Get the Facts About Salivary Gland Tumors
Salivary gland cancers originate in the salivary glands. These glands are present in three major pairs and they are found below the jaw. There are smaller ones inside the cheeks and lips, in the throat and in the mouth. When tumors develop in these glands, they are usually in the parotid gland. In fact, about 85 percent of these tumors are found in this gland and approximately 25 percent of tumors in the parotid are determined to be cancerous. However, overall, tumors in the salivary gland are rare.
It is not fully understood what causes salivary gland tumors. However, it is known that when certain cells in these glands experience a DNA mutation that a tumor develops. The mutations make it possible for the cells to divide and grow rapidly. Normal cells would die, but the mutated ones continue living. They accumulate into a tumor and nearby tissues are invaded.
There are three known risk factors associated with these tumors. Older adults are most often affected, but they can develop at any age. Those who have been exposed to radiation either with medical treatments or in the environment are at a higher risk. People working in certain environments might also be at a higher risk, such as those working in asbestos mining, rubber manufacturing, and plumbing.
When symptoms occur, they are generally isolated to the area where the tumor is present. They may include:
- Swelling or a lump close to the site of the tumor
- On one side of the face, muscle weakness is possible
- Trouble swallowing
- Numbness of the face near the area of the tumor
- The affected salivary gland can be painful
- Difficulty opening the mouth wide for eating or examination
The symptoms can occur with tumors that are both cancerous and noncancerous. The severity depends on several factors, such as the size of the tumor and the patient’s overall health status.

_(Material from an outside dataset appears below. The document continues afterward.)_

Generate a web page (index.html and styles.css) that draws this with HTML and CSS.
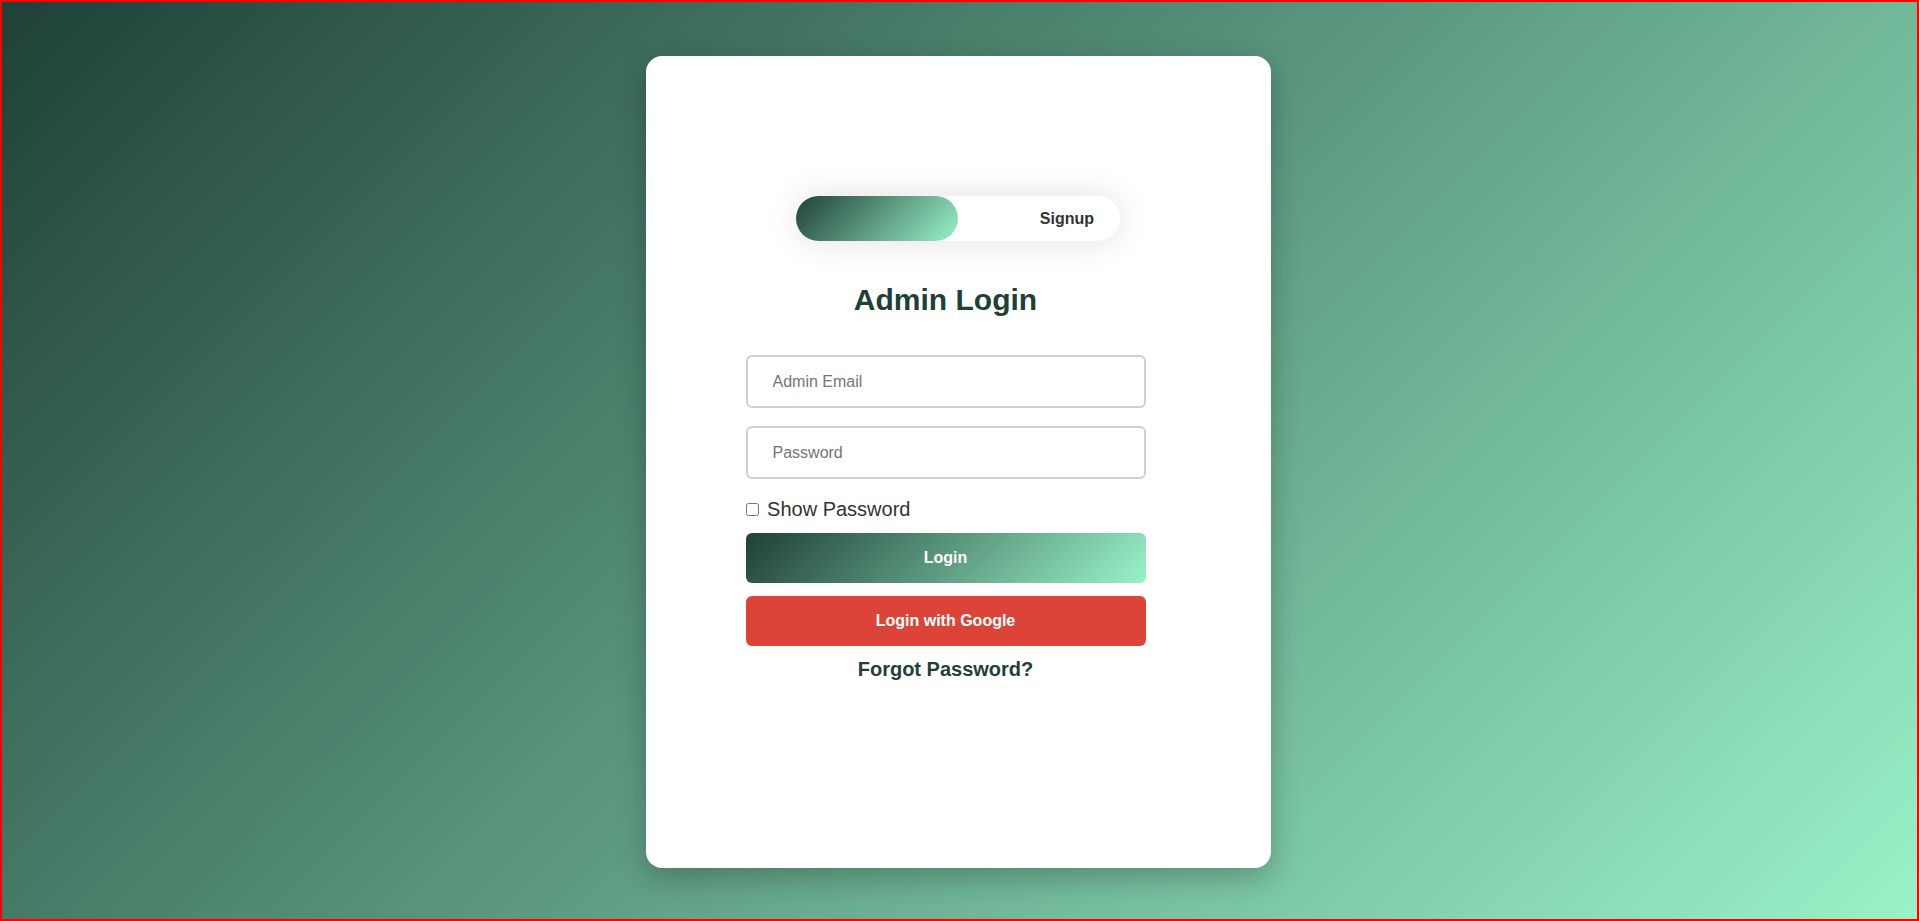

After a thorough examination process, determining if the tumor is cancerous and then staging a cancerous one, a treatment regimen is determined. Chemotherapy may be used for more advanced forms of salivary gland cancer. However, it is not considered to be a standard treatment.
Radiation therapy works to kill cancer cells using various high-powered energy beams. Following surgery to remove a tumor, this may be used to kill any cancer cells that may still be present. It may also be used instead of surgery when a tumor is too risky to remove.
Surgery is the most common treatment method. Smaller tumors may be removed alone or with the affected salivary gland. If the cancer has spread, nearby lymph nodes may need to be removed. In the most serious of tumor removals, reconstructive surgery may be needed.
Salivary gland tumors are not a health issue most people hear about unless they have experience with them. However, basic knowledge is important to protect a person’s health. Like all tumors, it is imperative to have them evaluated promptly. If it is determined that the tumor is cancerous, patients and their doctors will work together to build a treatment plan.